By Kathryn Grimshaw

My friend Joe Sicinski had a fondness for impersonating other people—sometimes imaginary people, sometimes real—catching accents and voice characteristics with great skill. Over the telephone, in a disguised voice, Joe would introduce himself to me as Josephus, the 1st century biblical historian from Jerusalem of 2,000 years ago, calling to give me an update on the events of the Roman occupation of Jewish Palestine. (“Pontius Pilate held an interesting trial here, recently,” he said.)

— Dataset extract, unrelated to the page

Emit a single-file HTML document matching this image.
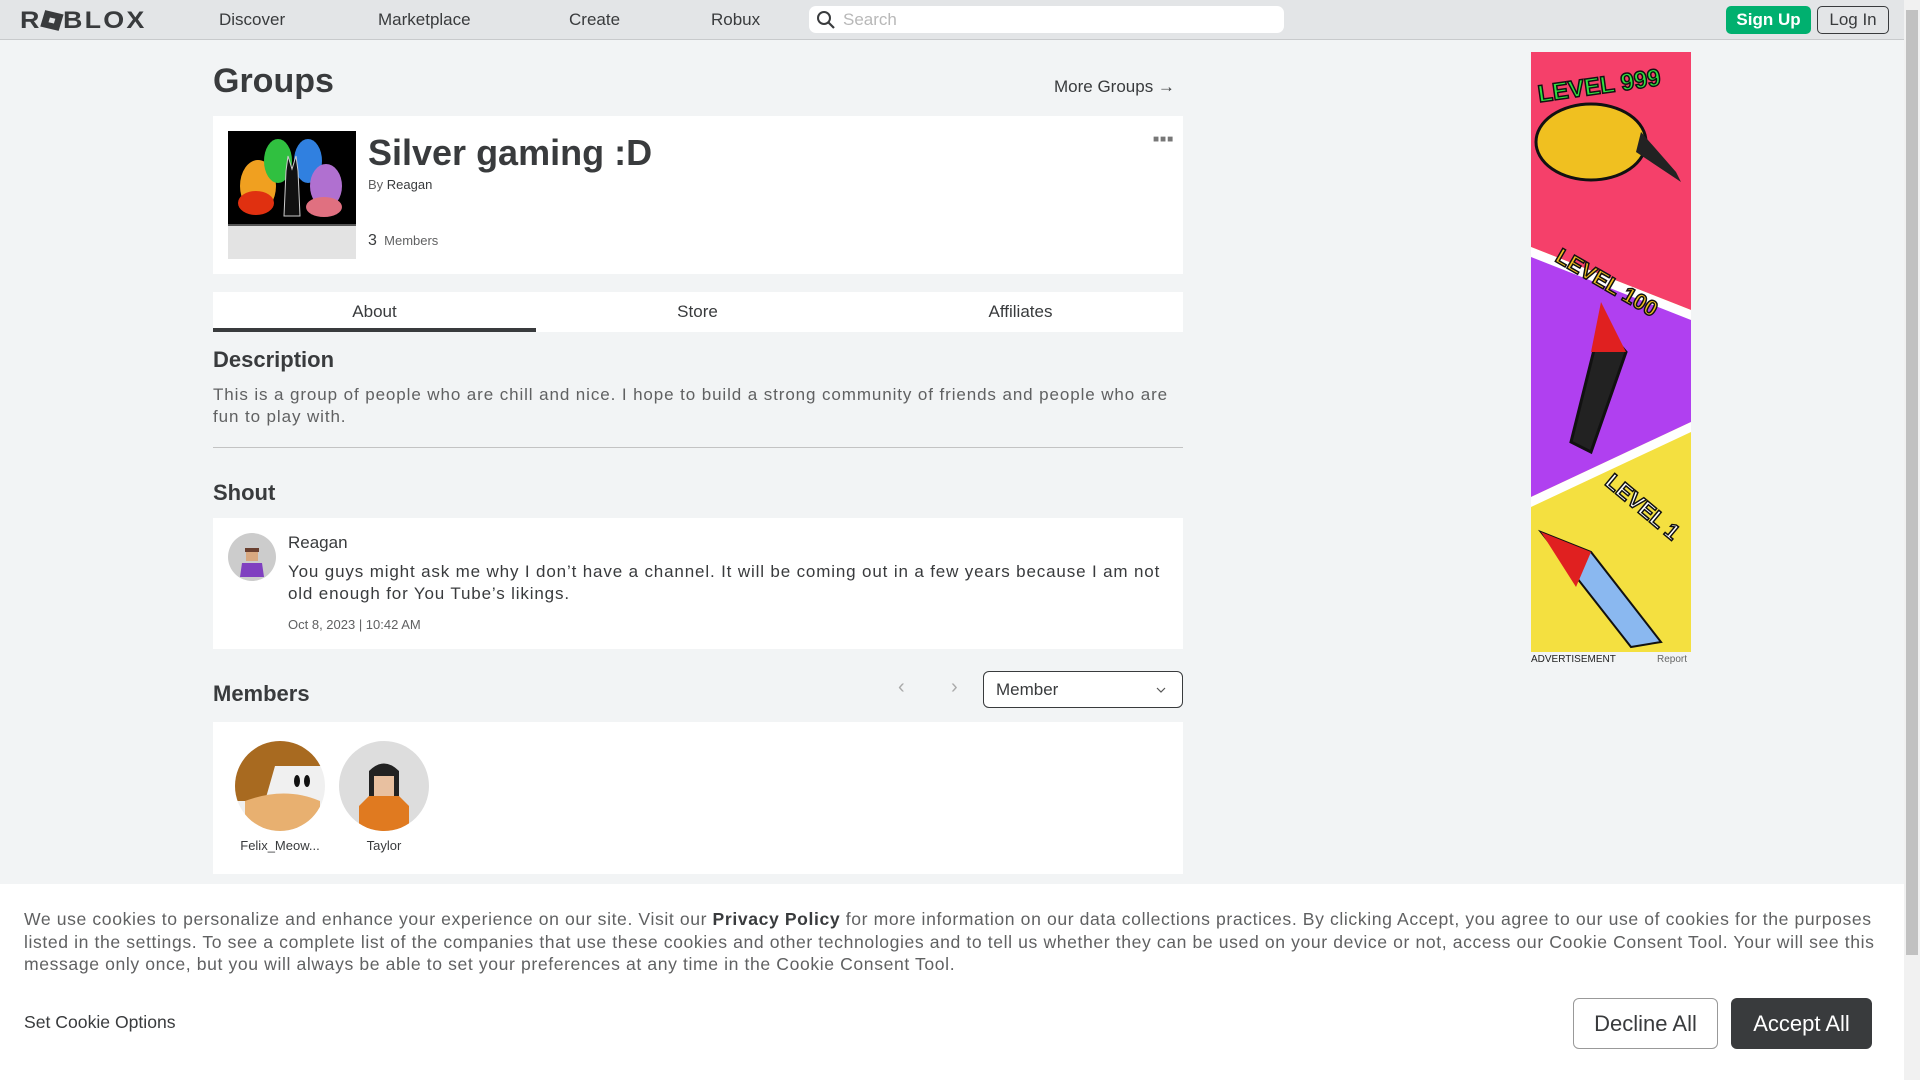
<!DOCTYPE html>
<html><head><meta charset="utf-8"><style>
*{margin:0;padding:0;box-sizing:border-box}
body{width:1920px;height:1080px;overflow:hidden;background:#f2f4f5;font-family:"Liberation Sans",sans-serif;color:#393b3d;position:relative}
.a{position:absolute;white-space:nowrap}
.nav{position:absolute;left:0;top:0;width:1904px;height:40px;background:#e3e5e7;border-bottom:1px solid #c8cacc}
.nav .l{font-size:17px;top:10px;color:#393b3d}
.card{position:absolute;background:#fff}
h2{font-size:22px;font-weight:bold}
</style></head><body>
<div class="nav">
  <div class="a" style="left:20px;top:7px;font-size:24px;font-weight:900;letter-spacing:2px;color:#393b3d;transform:scaleX(1.12);transform-origin:0 0">R<span style="display:inline-block;width:17px;height:17px;background:#393b3d;transform:rotate(15deg);vertical-align:-1px;margin:0 1px;position:relative"><span style="position:absolute;left:6px;top:6px;width:5px;height:5px;background:#e3e5e7"></span></span>BLOX</div>
  <div class="a l" style="left:219px">Discover</div>
  <div class="a l" style="left:378px">Marketplace</div>
  <div class="a l" style="left:569px">Create</div>
  <div class="a l" style="left:711px">Robux</div>
  <div class="a" style="left:809px;top:6px;width:475px;height:27px;background:#fff;border-radius:7px">
    <svg class="a" style="left:7px;top:4px" width="20" height="20" viewBox="0 0 20 20"><circle cx="8" cy="8" r="6" fill="none" stroke="#393b3d" stroke-width="2"/><path d="M12.5 12.5L18 18" stroke="#393b3d" stroke-width="2.2"/></svg>
    <div class="a" style="left:34px;top:4px;font-size:17px;color:#b8b8b8">Search</div>
  </div>
  <div class="a" style="left:1726px;top:6px;width:85px;height:28px;background:#00b06f;border-radius:5px;color:#fff;font-weight:bold;font-size:17px;text-align:center;line-height:28px">Sign Up</div>
  <div class="a" style="left:1817px;top:6px;width:72px;height:28px;border:1px solid #393b3d;border-radius:5px;font-size:17px;text-align:center;line-height:26px">Log In</div>
</div>
<div class="a" style="left:1904px;top:0;width:16px;height:1080px;background:#f1f1f1"></div>
<div class="a" style="left:1906px;top:10px;width:12px;height:945px;background:#c1c1c1"></div>

<div class="a" style="left:213px;top:62px;font-size:34px;font-weight:bold">Groups</div>
<div class="a" style="left:1054px;top:77px;font-size:17px">More Groups →</div>

<div class="card" style="left:213px;top:116px;width:970px;height:158px">
  <svg class="a" style="left:15px;top:15px" width="128" height="128" viewBox="0 0 128 128">
    <rect width="128" height="93" fill="#000"/>
    <ellipse cx="30" cy="55" rx="18" ry="26" fill="#f0a020"/>
    <ellipse cx="50" cy="30" rx="14" ry="22" fill="#30c040"/>
    <ellipse cx="80" cy="30" rx="14" ry="22" fill="#3080e0"/>
    <ellipse cx="98" cy="55" rx="16" ry="22" fill="#b070d0"/>
    <ellipse cx="28" cy="72" rx="18" ry="12" fill="#e03010"/>
    <ellipse cx="96" cy="76" rx="18" ry="10" fill="#e07080"/>
    <path d="M58 40L60 25 64 38 68 25 70 40 72 85 56 85Z" fill="#111" stroke="#ccc"/>
    <rect y="93" width="128" height="35" fill="#e3e3e3"/>
    <rect y="93" width="128" height="2" fill="#555"/>
  </svg>
  <div class="a" style="left:155px;top:16px;font-size:36px;font-weight:bold;color:#393b3d">Silver gaming :D</div>
  <div class="a" style="left:155px;top:61px;font-size:13px;color:#606162">By <span style="color:#393b3d">Reagan</span></div>
  <div class="a" style="left:155px;top:116px;font-size:13px;color:#606162"><span style="font-size:16px;color:#393b3d">3</span>&nbsp; Members</div>
  <div class="a" style="left:940px;top:18px;font-size:10px;color:#777;letter-spacing:1px">■■■</div>
</div>

<div class="card" style="left:213px;top:292px;width:970px;height:40px">
  <div class="a" style="left:0;top:10px;width:323px;text-align:center;font-size:17px">About</div>
  <div class="a" style="left:323px;top:10px;width:323px;text-align:center;font-size:17px">Store</div>
  <div class="a" style="left:646px;top:10px;width:323px;text-align:center;font-size:17px">Affiliates</div>
  <div class="a" style="left:0;top:36px;width:323px;height:4px;background:#393b3d"></div>
</div>

<div class="a" style="left:213px;top:347px"><h2>Description</h2></div>
<div class="a" style="left:213px;top:384px;font-size:17px;line-height:22px;color:#606162;letter-spacing:0.9px">This is a group of people who are chill and nice. I hope to build a strong community of friends and people who are<br>fun to play with.</div>
<div class="a" style="left:213px;top:447px;width:970px;height:1px;background:#c3c3c3"></div>

<div class="a" style="left:213px;top:480px"><h2>Shout</h2></div>
<div class="card" style="left:213px;top:518px;width:970px;height:131px">
  <svg class="a" style="left:15px;top:15px" width="48" height="48" viewBox="0 0 48 48"><circle cx="24" cy="24" r="24" fill="#ccc"/><rect x="18" y="16" width="12" height="12" fill="#d8a880"/><path d="M17 15h14v4H17z" fill="#6a4030"/><path d="M14 30h20l2 14H12z" fill="#8040c0"/></svg>
  <div class="a" style="left:75px;top:15px;font-size:17px;color:#393b3d">Reagan</div>
  <div class="a" style="left:75px;top:43px;font-size:17px;line-height:22px;color:#393b3d;letter-spacing:0.85px">You guys might ask me why I don’t have a channel. It will be coming out in a few years because I am not<br>old enough for You Tube’s likings.</div>
  <div class="a" style="left:75px;top:99px;font-size:13px;color:#606162">Oct 8, 2023 | 10:42 AM</div>
</div>

<div class="a" style="left:213px;top:681px"><h2>Members</h2></div>
<div class="a" style="left:898px;top:676px;font-size:20px;color:#aaa">‹</div>
<div class="a" style="left:951px;top:676px;font-size:20px;color:#aaa">›</div>
<div class="a" style="left:983px;top:671px;width:200px;height:37px;border:1px solid #393b3d;border-radius:6px;background:#fff">
  <div class="a" style="left:12px;top:8px;font-size:17px">Member</div>
  <svg class="a" style="left:172px;top:14px" width="10" height="8" viewBox="0 0 10 8"><path d="M1 2l4 4 4-4" fill="none" stroke="#555" stroke-width="1.2"/></svg>
</div>
<div class="card" style="left:213px;top:722px;width:970px;height:152px">
  <svg class="a" style="left:22px;top:19px" width="90" height="90" viewBox="0 0 90 90"><defs><clipPath id="c1"><circle cx="45" cy="45" r="45"/></clipPath></defs><g clip-path="url(#c1)"><rect width="90" height="90" fill="#f0f0f0"/><path d="M0 0h90v25H40L30 60H0z" fill="#a86a20"/><path d="M10 60q40-15 75 0v30H10z" fill="#e8b070"/><ellipse cx="62" cy="40" rx="3" ry="6" fill="#111"/><ellipse cx="72" cy="40" rx="3" ry="6" fill="#111"/></g></svg>
  <div class="a" style="left:22px;top:116px;width:90px;text-align:center;font-size:13px">Felix_Meow...</div>
  <svg class="a" style="left:126px;top:19px" width="90" height="90" viewBox="0 0 90 90"><defs><clipPath id="c2"><circle cx="45" cy="45" r="45"/></clipPath></defs><g clip-path="url(#c2)"><rect width="90" height="90" fill="#ddd"/><path d="M30 30q15-15 30 0v30H30z" fill="#222"/><rect x="35" y="35" width="20" height="20" fill="#e8c0a0"/><path d="M30 55l-10 10v25h50V65L60 55z" fill="#e07a20"/></g></svg>
  <div class="a" style="left:126px;top:116px;width:90px;text-align:center;font-size:13px">Taylor</div>
</div>

<svg class="a" style="left:1531px;top:52px" width="160" height="600" viewBox="0 0 160 600">
  <rect width="160" height="600" fill="#f4e040"/>
  <path d="M0 0H160V258L0 195Z" fill="#f5406a"/>
  <path d="M0 200L160 263V370L0 445Z" fill="#b040f0"/>
  <path d="M0 195L160 258V268L0 205Z" fill="#fff"/>
  <path d="M0 445L160 370V380L0 455Z" fill="#fff"/>
  <text x="6" y="40" font-family="Liberation Sans" font-weight="900" font-size="24" fill="#30e040" stroke="#111" stroke-width="1.5" transform="rotate(-8 80 30)">LEVEL 999</text>
  <ellipse cx="60" cy="90" rx="55" ry="38" fill="#f0c020" stroke="#111" stroke-width="3"/>
  <path d="M105 100L150 130 145 120 110 80Z" fill="#222"/>
  <text x="20" y="240" font-family="Liberation Sans" font-weight="900" font-size="22" fill="#f0c020" stroke="#111" stroke-width="1.5" transform="rotate(30 80 230)">LEVEL 100</text>
  <path d="M40 390L70 270 95 300 60 400Z" fill="#222" stroke="#111" stroke-width="3"/>
  <path d="M70 250L95 300 60 300Z" fill="#e02020"/>
  <text x="70" y="460" font-family="Liberation Sans" font-weight="900" font-size="22" fill="#fff" stroke="#111" stroke-width="1.5" transform="rotate(40 110 450)">LEVEL 1</text>
  <path d="M10 480L60 500 130 590 100 595Z" fill="#8ab8f0" stroke="#111" stroke-width="2"/>
  <path d="M10 480L60 500 45 535Z" fill="#e02020"/>
</svg>
<div class="a" style="left:1531px;top:654px;font-size:10px;color:#222">ADVERTISEMENT</div>
<div class="a" style="left:1657px;top:654px;font-size:10px;color:#666">Report</div>

<div class="a" style="left:0;top:884px;width:1904px;height:196px;background:#fff">
  <div class="a" style="left:24px;top:24px;font-size:17.6px;line-height:22.6px;color:#606162;letter-spacing:0.6px">We use cookies to personalize and enhance your experience on our site. Visit our <b style="color:#393b3d">Privacy Policy</b> for more information on our data collections practices. By clicking Accept, you agree to our use of cookies for the purposes<br>listed in the settings. To see a complete list of the companies that use these cookies and other technologies and to tell us whether they can be used on your device or not, access our Cookie Consent Tool. Your will see this<br>message only once, but you will always be able to set your preferences at any time in the Cookie Consent Tool.</div>
  <div class="a" style="left:24px;top:128px;font-size:17.6px;color:#393b3d">Set Cookie Options</div>
  <div class="a" style="left:1573px;top:114px;width:145px;height:51px;border:1px solid #999;border-radius:6px;font-size:22px;text-align:center;line-height:49px;color:#393b3d">Decline All</div>
  <div class="a" style="left:1731px;top:114px;width:141px;height:51px;background:#393b3d;border-radius:6px;font-size:22px;text-align:center;line-height:51px;color:#fff">Accept All</div>
</div>
</body></html>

Or he was Joseph Stalin, in a thick Russian accent, telling me of a fierce, muddy Tank Battle of World War II, pitching the racially-pure, blond-haired Teutonic German (a recent graduate of the Hitler Youth Training School, with large doses of passionate propaganda, “Heil Hitler!”) against the wild-haired (but not blond) under-fed, rabid Moscow University student-turned-reluctant-soldier, from the vast Russian steppes, poetry book firmly in hand. (“We won, you know. Russian tanks are the best, you know,” he said.)

In a more modest vein he was Joe, the local Italian shoe-repair man, working in a dark and dreary corner shop with unclaimed handbags hanging from the ceiling, toiling seven days a week to feed his twelve hungry children. (“No ticket, no shoes,” he warned.)

In fact, you never knew who you were going to meet when Joe called. And I have been with Joe when he did his funny “voices” with complete strangers, just to confound them, I guess. His sense of humor often had a wicked knife-edge to it, but it always made you laugh. With a stranger, I would try to interpret, softly, as I looked at the stranger’s shocked face. “He’s just kidding, you know,” I would say. “he’s not really the recently knighted Sir Joseph Schottenstein of Minsk, vacationing along the Volga River with his sturdy wife, singing “The Volga Boat-Man.” Joe would assure the stranger that he was completely serious. He would look quite happy at his deception.

Joe died on April 20, 2024. I will miss him very much and not only for his unique sense of humor. (Personally, I’m a little bit short on humor at the moment.) But I will always remember with deep affection his quick perceptiveness, his strong sense of fair play, our conversations about many shared interests, Joe’s compassion and wisdom, his instant recognition of insincerity or human folly—and especially his ability to be a genuine, unselfish friend, of whom there are never enough.